The ##Typografica::correct()## method applies 10 transformation phases:

=====Phase -2: Preserve Ignored Regions=====
  - Identifies ##""<!--notypo-->...<!--/notypo-->""## regions
  - Replaces them with temporary markers
  - Stores original content for later restoration
  - Purpose: Prevents typography rules from affecting code/literal text

=====Phase -1: HTML Tag Stripping (Optional)=====
  - If ##settings['html']## enabled, escapes ##&## to ##""&""##
  - Allows safer text processing

=====Phase 0: HTML Tag Preservation=====
  - Removes all HTML tags and stores them temporarily
  - Replaces with marker ##{:typo:markup:1:}##
  - Purpose: Prevents typography rules from breaking tag syntax
  - Handles complex cases: nested tags, attributes with ##>##, wiki markers

=====Phase 1: Spacing Corrections=====
  - Moves commas before spaces: ## ,## → ##,##
  - Moves punctuation before spaces: ## .?!## → ##.?!##
  - Language: Supports Unicode letter classes (##\p{L}##)
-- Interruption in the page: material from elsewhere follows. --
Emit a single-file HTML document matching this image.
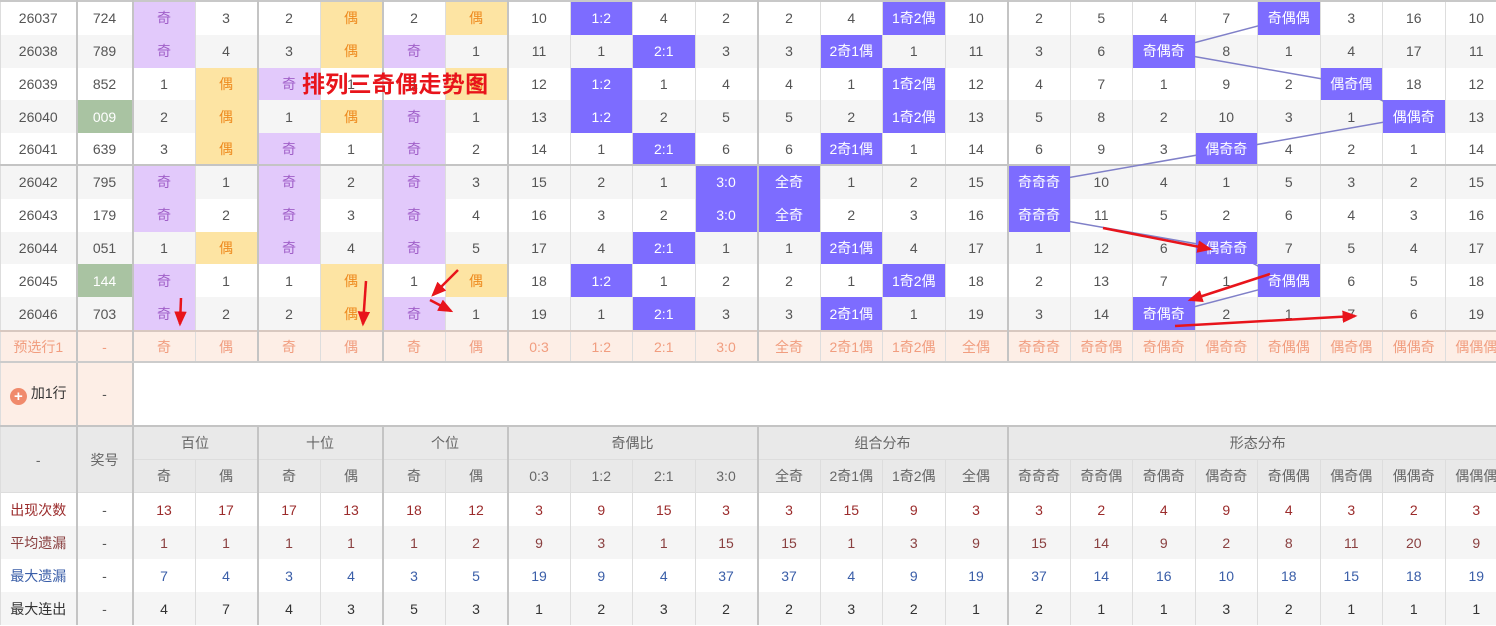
<!DOCTYPE html>
<html><head><meta charset="utf-8"><style>
body{margin:0;width:1496px;height:626px;overflow:hidden;background:#fff;font-family:"Liberation Sans","Noto Sans CJK SC",sans-serif;position:relative}
table{border-collapse:collapse;table-layout:fixed;position:absolute;left:0;top:0;width:1507px;border-top:2px solid #c8c8c8}
td{height:32.8px;padding:0;text-align:center;font-size:14px;color:#555;border:none;border-left:1px solid #ddd;border-right:1px solid #ddd;white-space:nowrap;overflow:hidden}
tr.s td{background:#f5f5f5}
td.L{border-left:2px solid #c4c4c4}
td.p{background:#e2c9fb!important;color:#a05fc8}
td.y{background:#fde4a3!important;color:#ee8a1e}
td.b{background:#7d6cff!important;color:#fff;position:relative;z-index:2}
td.g{background:#a9c3a2!important;color:#fff}
tr.g5 td{border-bottom:2px solid #c4c4c4;height:30.8px}
tr.pre td{background:#fdeee6;color:#f19d7f;border-top:2px solid #d8c8c0;border-bottom:2px solid #ccc;height:29.5px}
tr.h td{background:#e9e9e9;color:#666;border-bottom:1px solid #ddd;height:32px}
tr.st td{height:33px}
.r td{color:#9b2b2b}
.m td{color:#8a4040}
.bl td{color:#3a5ea8}
.k td{color:#333}
.r td:nth-child(2),.m td:nth-child(2),.bl td:nth-child(2),.k td:nth-child(2){color:#555}
svg{position:absolute;left:0;top:0;z-index:1}
svg.t{z-index:5}
</style></head><body>
<table>
<colgroup><col style="width:76px"><col style="width:56px">
<col span="22" style="width:62.5px"></colgroup>
<tr><td>26037</td><td class="L">724</td><td class="L p">奇</td><td>3</td><td class="L">2</td><td class="y">偶</td><td class="L">2</td><td class="y">偶</td><td class="L">10</td><td class="b">1:2</td><td>4</td><td>2</td><td class="L">2</td><td>4</td><td class="b">1奇2偶</td><td>10</td><td class="L">2</td><td>5</td><td>4</td><td>7</td><td class="b">奇偶偶</td><td>3</td><td>16</td><td>10</td></tr>
<tr class="s"><td>26038</td><td class="L">789</td><td class="L p">奇</td><td>4</td><td class="L">3</td><td class="y">偶</td><td class="L p">奇</td><td>1</td><td class="L">11</td><td>1</td><td class="b">2:1</td><td>3</td><td class="L">3</td><td class="b">2奇1偶</td><td>1</td><td>11</td><td class="L">3</td><td>6</td><td class="b">奇偶奇</td><td>8</td><td>1</td><td>4</td><td>17</td><td>11</td></tr>
<tr><td>26039</td><td class="L">852</td><td class="L">1</td><td class="y">偶</td><td class="L p">奇</td><td>1</td><td class="L">1</td><td class="y">偶</td><td class="L">12</td><td class="b">1:2</td><td>1</td><td>4</td><td class="L">4</td><td>1</td><td class="b">1奇2偶</td><td>12</td><td class="L">4</td><td>7</td><td>1</td><td>9</td><td>2</td><td class="b">偶奇偶</td><td>18</td><td>12</td></tr>
<tr class="s"><td>26040</td><td class="L g">009</td><td class="L">2</td><td class="y">偶</td><td class="L">1</td><td class="y">偶</td><td class="L p">奇</td><td>1</td><td class="L">13</td><td class="b">1:2</td><td>2</td><td>5</td><td class="L">5</td><td>2</td><td class="b">1奇2偶</td><td>13</td><td class="L">5</td><td>8</td><td>2</td><td>10</td><td>3</td><td>1</td><td class="b">偶偶奇</td><td>13</td></tr>
<tr class="g5"><td>26041</td><td class="L">639</td><td class="L">3</td><td class="y">偶</td><td class="L p">奇</td><td>1</td><td class="L p">奇</td><td>2</td><td class="L">14</td><td>1</td><td class="b">2:1</td><td>6</td><td class="L">6</td><td class="b">2奇1偶</td><td>1</td><td>14</td><td class="L">6</td><td>9</td><td>3</td><td class="b">偶奇奇</td><td>4</td><td>2</td><td>1</td><td>14</td></tr>
<tr class="s"><td>26042</td><td class="L">795</td><td class="L p">奇</td><td>1</td><td class="L p">奇</td><td>2</td><td class="L p">奇</td><td>3</td><td class="L">15</td><td>2</td><td>1</td><td class="b">3:0</td><td class="L b">全奇</td><td>1</td><td>2</td><td>15</td><td class="L b">奇奇奇</td><td>10</td><td>4</td><td>1</td><td>5</td><td>3</td><td>2</td><td>15</td></tr>
<tr><td>26043</td><td class="L">179</td><td class="L p">奇</td><td>2</td><td class="L p">奇</td><td>3</td><td class="L p">奇</td><td>4</td><td class="L">16</td><td>3</td><td>2</td><td class="b">3:0</td><td class="L b">全奇</td><td>2</td><td>3</td><td>16</td><td class="L b">奇奇奇</td><td>11</td><td>5</td><td>2</td><td>6</td><td>4</td><td>3</td><td>16</td></tr>
<tr class="s"><td>26044</td><td class="L">051</td><td class="L">1</td><td class="y">偶</td><td class="L p">奇</td><td>4</td><td class="L p">奇</td><td>5</td><td class="L">17</td><td>4</td><td class="b">2:1</td><td>1</td><td class="L">1</td><td class="b">2奇1偶</td><td>4</td><td>17</td><td class="L">1</td><td>12</td><td>6</td><td class="b">偶奇奇</td><td>7</td><td>5</td><td>4</td><td>17</td></tr>
<tr><td>26045</td><td class="L g">144</td><td class="L p">奇</td><td>1</td><td class="L">1</td><td class="y">偶</td><td class="L">1</td><td class="y">偶</td><td class="L">18</td><td class="b">1:2</td><td>1</td><td>2</td><td class="L">2</td><td>1</td><td class="b">1奇2偶</td><td>18</td><td class="L">2</td><td>13</td><td>7</td><td>1</td><td class="b">奇偶偶</td><td>6</td><td>5</td><td>18</td></tr>
<tr class="s"><td>26046</td><td class="L">703</td><td class="L p">奇</td><td>2</td><td class="L">2</td><td class="y">偶</td><td class="L p">奇</td><td>1</td><td class="L">19</td><td>1</td><td class="b">2:1</td><td>3</td><td class="L">3</td><td class="b">2奇1偶</td><td>1</td><td>19</td><td class="L">3</td><td>14</td><td class="b">奇偶奇</td><td>2</td><td>1</td><td>7</td><td>6</td><td>19</td></tr>
<tr class="pre"><td>预选行1</td><td class="L">-</td><td class="L">奇</td><td>偶</td><td class="L">奇</td><td>偶</td><td class="L">奇</td><td>偶</td><td class="L">0:3</td><td>1:2</td><td>2:1</td><td>3:0</td><td class="L">全奇</td><td>2奇1偶</td><td>1奇2偶</td><td>全偶</td><td class="L">奇奇奇</td><td>奇奇偶</td><td>奇偶奇</td><td>偶奇奇</td><td>奇偶偶</td><td>偶奇偶</td><td>偶偶奇</td><td>偶偶偶</td></tr>
<tr><td style="height:62px;background:#fdeee6;color:#333;border-bottom:2px solid #c4c4c4"><span style="display:inline-block;width:17px;height:17px;border-radius:50%;background:#f08a6c;color:#fff;font-size:15px;line-height:17px;vertical-align:-3px;margin-right:4px;font-weight:bold">+</span>加1行</td><td class="L" style="background:#fdeee6;border-bottom:2px solid #c4c4c4">-</td><td class="L" colspan="22" style="border-bottom:2px solid #c4c4c4"></td></tr>
<tr class="h"><td rowspan="2">-</td><td class="L" rowspan="2">奖号</td><td class="L" colspan="2">百位</td><td class="L" colspan="2">十位</td><td class="L" colspan="2">个位</td><td class="L" colspan="4">奇偶比</td><td class="L" colspan="4">组合分布</td><td class="L" colspan="8">形态分布</td></tr>
<tr class="h"><td class="L">奇</td><td>偶</td><td class="L">奇</td><td>偶</td><td class="L">奇</td><td>偶</td><td class="L">0:3</td><td>1:2</td><td>2:1</td><td>3:0</td><td class="L">全奇</td><td>2奇1偶</td><td>1奇2偶</td><td>全偶</td><td class="L">奇奇奇</td><td>奇奇偶</td><td>奇偶奇</td><td>偶奇奇</td><td>奇偶偶</td><td>偶奇偶</td><td>偶偶奇</td><td>偶偶偶</td></tr>
<tr class="r st"><td>出现次数</td><td class="L">-</td><td class="L">13</td><td>17</td><td class="L">17</td><td>13</td><td class="L">18</td><td>12</td><td class="L">3</td><td>9</td><td>15</td><td>3</td><td class="L">3</td><td>15</td><td>9</td><td>3</td><td class="L">3</td><td>2</td><td>4</td><td>9</td><td>4</td><td>3</td><td>2</td><td>3</td></tr>
<tr class="m s st"><td>平均遗漏</td><td class="L">-</td><td class="L">1</td><td>1</td><td class="L">1</td><td>1</td><td class="L">1</td><td>2</td><td class="L">9</td><td>3</td><td>1</td><td>15</td><td class="L">15</td><td>1</td><td>3</td><td>9</td><td class="L">15</td><td>14</td><td>9</td><td>2</td><td>8</td><td>11</td><td>20</td><td>9</td></tr>
<tr class="bl st"><td>最大遗漏</td><td class="L">-</td><td class="L">7</td><td>4</td><td class="L">3</td><td>4</td><td class="L">3</td><td>5</td><td class="L">19</td><td>9</td><td>4</td><td>37</td><td class="L">37</td><td>4</td><td>9</td><td>19</td><td class="L">37</td><td>14</td><td>16</td><td>10</td><td>18</td><td>15</td><td>18</td><td>19</td></tr>
<tr class="k s st"><td>最大连出</td><td class="L">-</td><td class="L">4</td><td>7</td><td class="L">4</td><td>3</td><td class="L">5</td><td>3</td><td class="L">1</td><td>2</td><td>3</td><td>2</td><td class="L">2</td><td>3</td><td>2</td><td>1</td><td class="L">2</td><td>1</td><td>1</td><td>3</td><td>2</td><td>1</td><td>1</td><td>1</td></tr>
</table>
<svg width="1496" height="626"><polyline fill="none" stroke="#8080c8" stroke-width="1.5" points="1288,18 1163,51 1351,84 1413,117 1226,150 1038,183 1038,216 1226,249 1288,282 1163,315"/></svg>
<div style="position:absolute;left:302px;top:65px;z-index:6;color:#e8141b;font-weight:bold;font-size:23px;letter-spacing:0.3px">排列三奇偶走势图</div>
<svg class="t" width="1496" height="626"><defs><marker id="a" markerWidth="6" markerHeight="5" refX="5" refY="2.5" orient="auto"><path d="M0,0L6,2.5L0,5z" fill="#e8141b"/></marker></defs>
<g stroke="#e8141b" stroke-width="2.5" marker-end="url(#a)">
<line x1="181" y1="298" x2="180" y2="324"/><line x1="366" y1="281" x2="363" y2="324"/><line x1="458" y1="270" x2="433" y2="295"/><line x1="430" y1="300" x2="451" y2="311"/><line x1="1103" y1="228" x2="1210" y2="249"/><line x1="1270" y1="274" x2="1190" y2="300"/><line x1="1175" y1="326" x2="1355" y2="316"/></g></svg>
</body></html>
=====Phase 2: Special Character Replacements=====
Depending on settings:


#|
*| Pattern | Replacement | Code Point |*
|| ##"## (inches) | ##"## | U+0022 ||
|| ##'## (apostrophe) | ##'## | U+2019 (configurable) ||
|| ##"..."## (English) | ##"..."## | U+201C/U+201D ||
|| ##"..."## (angle) | ##«...»## | U+00AB/U+00BB ||
|| ## - ## (en-dash) | ## – ## | U+2013 ||
|| ## -- ## (em-dash) | ## — ## | U+2014 ||
|| ##(c)## | ##©## | U+00A9 ||
|| ##(r)## | ##®## | U+00AE ||
|| ##(tm)## | ##™## | U+2122 ||
|| ##(p)## | ##§## | U+00A7 ||
|| ##+-## | ##±## | U+00B1 ||
|| ##""^C""## / ##""^""F## / ##""^K""## | ##°C## / ##°F## / ##°K## | U+00B0 ||
|#

===== Phase 3: Short Word Spacing =====
  - Applies non-breaking spaces (##\u{00A0}## NBSP) between:
  - Short words (1-3 characters) and following words
  - Prepositions and following words (language-specific)
  - Prevents orphaned prepositions at line breaks
  - Supports Russian abbreviations: ##рис.##, ##табл.##, ##см.##, ##им.##, ##ул.##, ##пер.##, ##кв.##, ##офис##, ##оф.##, ##г.##

===== Phase 4: Hyphenated Word Wrapping =====
  - Wraps hyphenated words: ##word-word-word## → ##<nobr>word-word-word</nobr>##
  - Prevents line breaks within compound words
  - Later converted to ##<span class="nobr">## (unless ##de_nobr## disabled)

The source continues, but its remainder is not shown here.